■ **The task**: Quote the records that follow in full and exactly; leave out the pictures.

■ **Listing**:
+===+

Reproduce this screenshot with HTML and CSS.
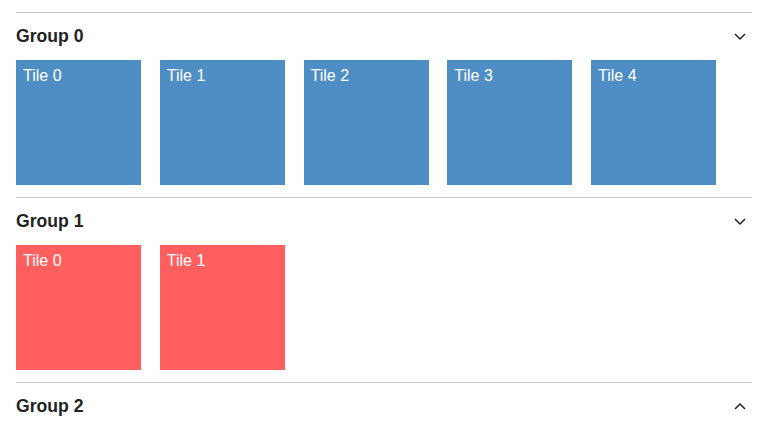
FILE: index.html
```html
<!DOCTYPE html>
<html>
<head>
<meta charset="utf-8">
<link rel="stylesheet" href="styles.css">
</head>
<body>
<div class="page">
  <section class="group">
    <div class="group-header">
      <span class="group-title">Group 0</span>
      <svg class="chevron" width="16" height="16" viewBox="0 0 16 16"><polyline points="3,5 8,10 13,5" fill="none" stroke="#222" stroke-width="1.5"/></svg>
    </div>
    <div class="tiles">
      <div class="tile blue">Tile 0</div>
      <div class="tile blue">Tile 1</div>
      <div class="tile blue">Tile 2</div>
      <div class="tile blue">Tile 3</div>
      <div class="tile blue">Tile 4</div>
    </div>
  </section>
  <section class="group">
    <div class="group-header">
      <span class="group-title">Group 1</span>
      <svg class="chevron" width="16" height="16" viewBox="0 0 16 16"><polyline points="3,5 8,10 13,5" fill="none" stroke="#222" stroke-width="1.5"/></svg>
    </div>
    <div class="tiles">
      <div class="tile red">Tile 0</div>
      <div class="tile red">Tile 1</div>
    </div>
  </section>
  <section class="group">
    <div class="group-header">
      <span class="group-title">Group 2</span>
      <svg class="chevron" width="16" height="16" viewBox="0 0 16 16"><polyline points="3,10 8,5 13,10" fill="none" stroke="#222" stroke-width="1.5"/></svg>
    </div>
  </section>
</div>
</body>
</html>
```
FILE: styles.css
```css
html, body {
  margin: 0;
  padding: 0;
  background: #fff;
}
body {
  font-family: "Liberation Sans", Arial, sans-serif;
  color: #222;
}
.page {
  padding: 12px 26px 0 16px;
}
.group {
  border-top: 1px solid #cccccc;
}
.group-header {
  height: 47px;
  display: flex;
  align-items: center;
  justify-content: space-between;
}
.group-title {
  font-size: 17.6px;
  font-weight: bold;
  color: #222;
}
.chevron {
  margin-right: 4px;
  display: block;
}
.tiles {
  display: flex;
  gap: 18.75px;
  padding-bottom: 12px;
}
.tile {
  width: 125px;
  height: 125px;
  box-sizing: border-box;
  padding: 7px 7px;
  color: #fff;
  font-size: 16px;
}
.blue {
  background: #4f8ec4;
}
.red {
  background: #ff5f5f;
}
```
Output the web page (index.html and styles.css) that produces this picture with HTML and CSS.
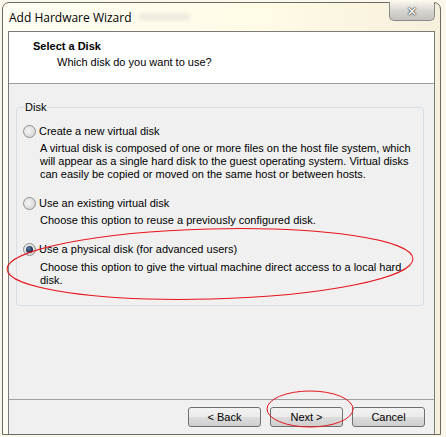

+===+

■ **Final result**:
Reproduce this screenshot with HTML and CSS.
FILE: index.html
```html
<!DOCTYPE html>
<html>
<head>
<meta charset="utf-8">
<link rel="stylesheet" href="styles.css">
</head>
<body>
<div class="page">
  <section class="group">
    <div class="group-header">
      <span class="group-title">Group 0</span>
      <svg class="chevron" width="16" height="16" viewBox="0 0 16 16"><polyline points="3,5 8,10 13,5" fill="none" stroke="#222" stroke-width="1.5"/></svg>
    </div>
    <div class="tiles">
      <div class="tile blue">Tile 0</div>
      <div class="tile blue">Tile 1</div>
      <div class="tile blue">Tile 2</div>
      <div class="tile blue">Tile 3</div>
      <div class="tile blue">Tile 4</div>
    </div>
  </section>
  <section class="group">
    <div class="group-header">
      <span class="group-title">Group 1</span>
      <svg class="chevron" width="16" height="16" viewBox="0 0 16 16"><polyline points="3,5 8,10 13,5" fill="none" stroke="#222" stroke-width="1.5"/></svg>
    </div>
    <div class="tiles">
      <div class="tile red">Tile 0</div>
      <div class="tile red">Tile 1</div>
    </div>
  </section>
  <section class="group">
    <div class="group-header">
      <span class="group-title">Group 2</span>
      <svg class="chevron" width="16" height="16" viewBox="0 0 16 16"><polyline points="3,10 8,5 13,10" fill="none" stroke="#222" stroke-width="1.5"/></svg>
    </div>
  </section>
</div>
</body>
</html>
```
FILE: styles.css
```css
html, body {
  margin: 0;
  padding: 0;
  background: #fff;
}
body {
  font-family: "Liberation Sans", Arial, sans-serif;
  color: #222;
}
.page {
  padding: 12px 26px 0 16px;
}
.group {
  border-top: 1px solid #cccccc;
}
.group-header {
  height: 47px;
  display: flex;
  align-items: center;
  justify-content: space-between;
}
.group-title {
  font-size: 17.6px;
  font-weight: bold;
  color: #222;
}
.chevron {
  margin-right: 4px;
  display: block;
}
.tiles {
  display: flex;
  gap: 18.75px;
  padding-bottom: 12px;
}
.tile {
  width: 125px;
  height: 125px;
  box-sizing: border-box;
  padding: 7px 7px;
  color: #fff;
  font-size: 16px;
}
.blue {
  background: #4f8ec4;
}
.red {
  background: #ff5f5f;
}
```
Output the web page (index.html and styles.css) that produces this picture with HTML and CSS.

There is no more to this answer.